Together, Sen and his students have made 10 provisional asteroid discoveries, with more than 50 students from the school, from classes IV-XII, participating in asteroid search campaigns over the last three years. Their last provisional discovery was in 2022, he says on the phone. “I think the big motivation for them is that a student from such a small village can have an asteroid under their name. A lot of the students want to name the asteroids after our school but we have suggested that they name it after the likes of (astronauts) Rakesh Sharma and Kalpana Chawla,” says Sen.

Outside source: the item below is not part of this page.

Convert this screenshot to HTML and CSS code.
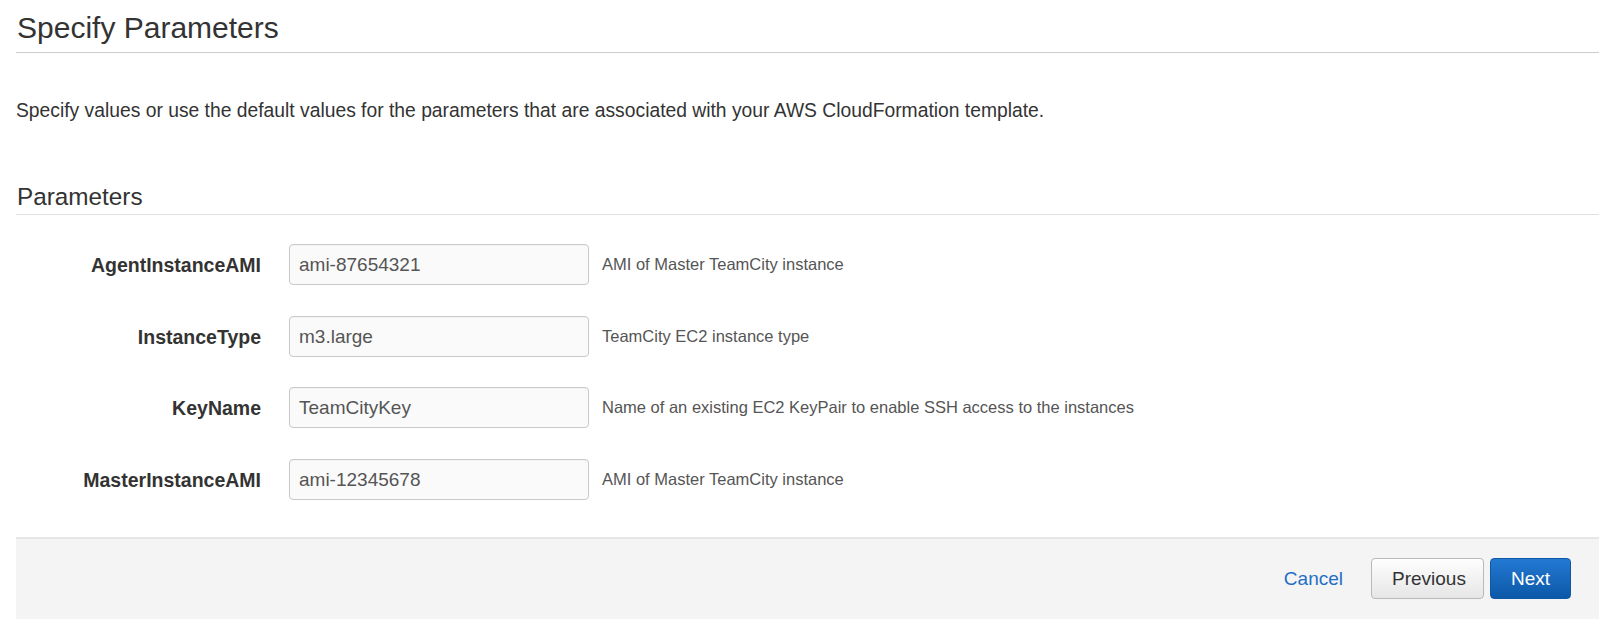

According to data from the MPC, 690 near-Earth asteroids have been discovered so far this year; 83 have been found in April alone. While that number is sure to increase, the discovery of the first asteroid goes back more than 200 years. On 1 January 1801, Italian mathematician and astronomer Giuseppe Piazzi, at the Palermo Astronomical Observatory in Sicily, discovered Ceres, which is today classified as a dwarf planet, while working on a catalogue of star positions. According to archival information from the Nasa JPL, Piazzi used a telescope instrument called the Ramsden Circle to discover the object whose “light was a little faint and colored as Jupiter”.
While looking at it again on subsequent nights, Piazzi saw that its position changed slightly. Piazzi presented his discovery to other astronomers initially as a comet or a star but did not reveal the data from his observations, leaving other astronomers puzzled about the object’s true nature. Interestingly, it was around this time that a group of German astronomers established a society called the “celestial police” to find Piazzi’s object, which, they believed, was a missing planet.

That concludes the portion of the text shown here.